A l’inverse, Jean Reno explique qu’il n’aimerait pas endosser le rôle de réalisateur.
« J’ai fait un court métrage qui a très bien marché, qui parlait de cinéma mais ce n’est pas mon truc. Je n’ai pas cette patience là. D’abord je n’ai pas l’art de l’écriture que Richard a. Il a l’art du détail. Moi j’adore faire l’andouille, c’est terrible à comprendre, parce que j’ai commencé avec des films très sérieux. J’adore ce métier, traduire ce que quelqu’un à rêvé dans son fort intérieur. »

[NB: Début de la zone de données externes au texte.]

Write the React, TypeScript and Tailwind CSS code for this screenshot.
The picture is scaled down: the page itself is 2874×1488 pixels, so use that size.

Pour terminer cet échange, vint l’instant de LA question que semble ne pas apprécier le metteur-en-scène. Un court échange peut-être un peu tendu :
Spectateur : Par rapport à ma fin du film… Bon j’aurai fait une fin différente…
Richard Berry : Bien sur…
Spectateur : Parce que j’ai l’impression que c’est toujours pareil, que le gentil à la fin il a toujours ce qu’il faut. Parce que pour moi, personnellement, à la fin ils se seraient entretués dans la cuisine. Par rapport à cette fin, est-ce que c’est voulu, est-ce que c’est pour faire pleurer la ménagère ?

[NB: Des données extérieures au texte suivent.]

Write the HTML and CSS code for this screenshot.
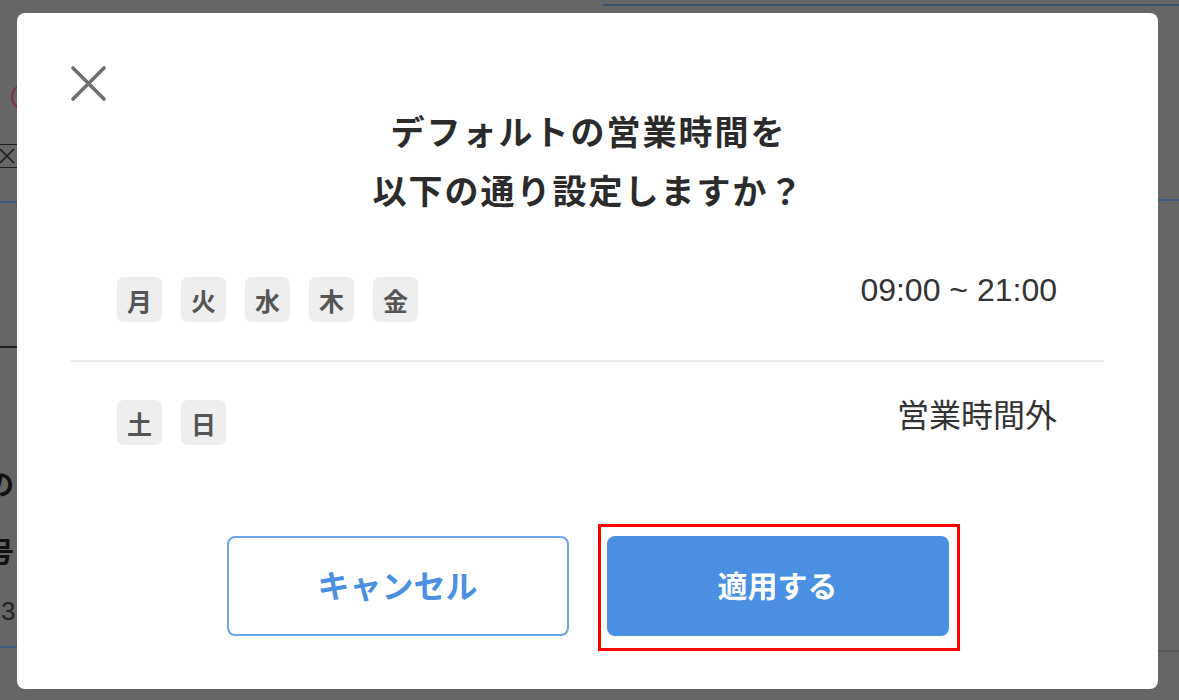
FILE: index.html
```html
<!DOCTYPE html>
<html lang="ja">
<head>
  <meta charset="UTF-8">
  <meta name="viewport" content="width=device-width, initial-scale=1.0">
  <title>営業時間の設定</title>
  <link rel="stylesheet" href="styles.css">
</head>
<body>
  <div class="backdrop">
    <div class="topline"></div>
    <div class="sides">
      <div class="side-left">
        <div class="ring"></div>
        <div class="checkbox">
          <svg width="17" height="22" viewBox="0 0 17 22"><path d="M0 4 L14 18 M14 4 L0 18" stroke="#1e1e1e" stroke-width="1.6" fill="none"/></svg>
        </div>
        <div class="rule rule-blue rule-a"></div>
        <div class="rule rule-dark rule-b"></div>
        <div class="frag frag-no">の</div>
        <div class="frag frag-go">号</div>
        <div class="frag frag-num">3</div>
        <div class="rule rule-blue rule-c"></div>
      </div>
      <div class="side-right">
        <div class="rule rule-blue rule-d"></div>
        <div class="rule rule-grey rule-e"></div>
      </div>
    </div>
  </div>

  <div class="modal">
    <button class="close" aria-label="閉じる">
      <svg width="37" height="37" viewBox="0 0 37 37"><path d="M3 3 L34 34 M34 3 L3 34" stroke="#6e6e6e" stroke-width="3.6" stroke-linecap="round" fill="none"/></svg>
    </button>

    <h2 class="title">デフォルトの営業時間を<br>以下の通り設定しますか？</h2>

    <div class="hours">
      <div class="row">
        <div class="days">
          <span class="day">月</span>
          <span class="day">火</span>
          <span class="day">水</span>
          <span class="day">木</span>
          <span class="day">金</span>
        </div>
        <span class="time time-open">09:00 ~ 21:00</span>
      </div>
      <div class="row">
        <div class="days">
          <span class="day">土</span>
          <span class="day">日</span>
        </div>
        <span class="time">営業時間外</span>
      </div>
    </div>

    <div class="actions">
      <button class="btn btn-cancel">キャンセル</button>
      <button class="btn btn-apply">適用する</button>
    </div>
  </div>
</body>
</html>
```

FILE: styles.css
```css
body {
  margin: 0;
  background: #666;
  font-family: "Liberation Sans", "Noto Sans CJK JP", sans-serif;
  overflow: hidden;
  height: 700px;
}
.topline {
  margin: 4px 0 0 603px;
  height: 2px;
  background: #36506e;
}
.sides {
  display: flex;
  justify-content: space-between;
}
.side-left {
  width: 17px;
  overflow: hidden;
  display: flex;
  flex-direction: column;
}
.side-right {
  width: 21px;
  display: flex;
  flex-direction: column;
}
.ring {
  margin: 78px 0 0 11px;
  width: 22px;
  height: 22px;
  border: 2px solid #8a2a3e;
  border-radius: 50%;
  flex-shrink: 0;
}
.checkbox {
  margin-top: 34px;
  height: 22px;
  border-top: 1px solid #1e1e1e;
  border-bottom: 1px solid #1e1e1e;
}
.checkbox svg {
  display: block;
}
.rule {
  height: 2px;
  flex-shrink: 0;
}
.rule-blue {
  background: #3d5a80;
}
.rule-dark {
  background: #222;
}
.rule-grey {
  background: #585858;
}
.rule-a {
  margin-top: 33px;
}
.rule-b {
  margin-top: 143px;
}
.rule-c {
  margin-top: 20px;
}
.rule-d {
  margin-top: 193px;
}
.rule-e {
  margin-top: 449px;
}
.frag {
  font-family: "Noto Sans CJK JP", sans-serif;
  font-size: 28px;
  line-height: 30px;
  color: #111;
  font-weight: bold;
  margin-left: -14px;
  white-space: nowrap;
}
.frag-no {
  margin-top: 120px;
}
.frag-go {
  margin-top: 38px;
}
.frag-num {
  margin-top: 30px;
  margin-left: 1px;
  font-family: "Liberation Sans", sans-serif;
  font-weight: normal;
  color: #222;
  font-size: 26px;
}

.modal {
  position: fixed;
  top: 13px;
  left: 17px;
  width: 1141px;
  height: 676px;
  box-sizing: border-box;
  padding: 88px 54px 0;
  background: #fff;
  border-radius: 8px;
  color: #333;
}
.close {
  position: absolute;
  top: 52px;
  left: 53px;
  padding: 0;
  border: none;
  background: none;
  cursor: pointer;
}
.close svg {
  display: block;
}
.title {
  margin: 0;
  padding-left: 2px;
  text-align: center;
  font-family: "Noto Sans CJK JP", sans-serif;
  font-size: 34px;
  letter-spacing: 2px;
  line-height: 59px;
  font-weight: bold;
  color: #2b2b2b;
}
.hours {
  margin-top: 20px;
}
.row {
  display: flex;
  justify-content: space-between;
  align-items: flex-start;
  padding: 38px 47px 38px 46px;
}
.row + .row {
  border-top: 2px solid #e8e8e8;
}
.days {
  display: flex;
  gap: 19px;
}
.day {
  width: 45px;
  height: 45px;
  border-radius: 7px;
  background: #eee;
  display: flex;
  align-items: center;
  justify-content: center;
  font-family: "Noto Sans CJK JP", sans-serif;
  font-size: 25px;
  font-weight: bold;
  color: #555;
}
.time {
  font-size: 32px;
  line-height: 32px;
  color: #333;
}
.time-open {
  margin-top: -3px;
}
.actions {
  display: flex;
  justify-content: center;
  gap: 38px;
  margin-top: 53px;
}
.btn {
  width: 342px;
  height: 100px;
  box-sizing: border-box;
  padding: 0 0 5px;
  border-radius: 8px;
  font-family: "Noto Sans CJK JP", sans-serif;
  font-size: 30px;
  font-weight: bold;
  cursor: pointer;
}
.btn-cancel {
  background: #fff;
  border: 2px solid #6aa6ea;
  color: #4a90e2;
  font-size: 32px;
}
.btn-apply {
  position: relative;
  background: #4a90e2;
  border: none;
  color: #fff;
}
.btn-apply::after {
  content: "";
  position: absolute;
  top: -12px;
  right: -11px;
  bottom: -15px;
  left: -9px;
  border: 3px solid #f00;
}
```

Richard Berry : Écoutez moi je ne suis pas aussi manichéen que vous, moi je crois que vous c’est très caricatural ce que vous évoquez et moi je n’aime pas ces fin un peu caricaturale, manichéenne. La vie, la mort, on est puni. Je pense qu’il y a pire : c’est ce qu’il vit et ce qu’il dit. Il dit qu’il espère ne plus jamais se retourner, c’est-à-dire vivre tranquille, être en paix. Et en fin de compte c’est lui qui se retourne. Et je pense que ça, c’est pire que mourir : vivre toujours avec la peur, avec l’angoisse, ne jamais être tranquille. Moi je pense que votre fin est plus manichéenne et moins terrible.

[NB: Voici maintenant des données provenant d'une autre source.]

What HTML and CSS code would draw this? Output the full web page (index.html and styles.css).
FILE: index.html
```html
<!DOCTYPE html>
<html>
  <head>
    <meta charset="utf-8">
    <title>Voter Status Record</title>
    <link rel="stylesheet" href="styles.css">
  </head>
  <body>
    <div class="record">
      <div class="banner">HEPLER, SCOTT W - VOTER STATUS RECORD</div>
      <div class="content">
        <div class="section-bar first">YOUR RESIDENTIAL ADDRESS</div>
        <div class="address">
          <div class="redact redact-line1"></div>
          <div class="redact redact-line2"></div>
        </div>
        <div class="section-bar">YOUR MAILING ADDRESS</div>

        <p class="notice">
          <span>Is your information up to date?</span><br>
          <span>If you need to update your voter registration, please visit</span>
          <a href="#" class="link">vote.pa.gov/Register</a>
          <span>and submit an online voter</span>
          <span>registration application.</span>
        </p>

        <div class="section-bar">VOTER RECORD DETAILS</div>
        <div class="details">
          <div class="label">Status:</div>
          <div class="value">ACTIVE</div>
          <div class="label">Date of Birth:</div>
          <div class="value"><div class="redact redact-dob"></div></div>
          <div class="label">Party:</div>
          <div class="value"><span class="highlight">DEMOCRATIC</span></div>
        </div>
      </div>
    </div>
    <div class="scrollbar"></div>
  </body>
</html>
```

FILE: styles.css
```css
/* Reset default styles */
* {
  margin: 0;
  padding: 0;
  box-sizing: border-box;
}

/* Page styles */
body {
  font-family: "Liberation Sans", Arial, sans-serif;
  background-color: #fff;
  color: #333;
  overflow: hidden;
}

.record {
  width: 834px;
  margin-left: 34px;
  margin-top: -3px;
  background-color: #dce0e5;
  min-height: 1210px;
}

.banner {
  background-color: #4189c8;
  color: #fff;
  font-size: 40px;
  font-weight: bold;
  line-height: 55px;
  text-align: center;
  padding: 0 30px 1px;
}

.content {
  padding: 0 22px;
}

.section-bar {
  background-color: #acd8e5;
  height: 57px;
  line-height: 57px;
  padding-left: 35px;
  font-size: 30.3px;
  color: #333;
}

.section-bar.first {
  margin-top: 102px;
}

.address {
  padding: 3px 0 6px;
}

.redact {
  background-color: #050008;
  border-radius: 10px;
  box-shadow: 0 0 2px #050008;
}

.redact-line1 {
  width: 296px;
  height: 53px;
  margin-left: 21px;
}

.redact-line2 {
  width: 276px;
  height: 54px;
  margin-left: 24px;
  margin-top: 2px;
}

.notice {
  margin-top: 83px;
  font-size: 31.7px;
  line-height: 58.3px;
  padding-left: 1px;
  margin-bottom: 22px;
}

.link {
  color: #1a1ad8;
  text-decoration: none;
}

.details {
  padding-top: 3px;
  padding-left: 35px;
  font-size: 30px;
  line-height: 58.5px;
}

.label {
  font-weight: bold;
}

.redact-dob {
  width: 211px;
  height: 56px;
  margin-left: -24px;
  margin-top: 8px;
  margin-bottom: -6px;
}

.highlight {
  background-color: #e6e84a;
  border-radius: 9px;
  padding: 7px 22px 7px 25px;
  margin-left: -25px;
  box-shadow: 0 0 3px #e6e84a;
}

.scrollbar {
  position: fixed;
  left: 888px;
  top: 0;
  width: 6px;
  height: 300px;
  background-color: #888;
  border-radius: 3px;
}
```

Jean Reno : Je peux te dire que quand tu te retournes, fais-le ! Voir si y a un mec qui est derrière, souvent on te dit que tu ne pourras plus jamais marcher dans une rue… parce que je serai derrière toi.
Il était temps pour nous tous de rentrer, après tout de même 45 minutes de promotion du film. Un échange qui fut intéressant et amusant malgré un film qui, à mon avis, est tout de même décevant.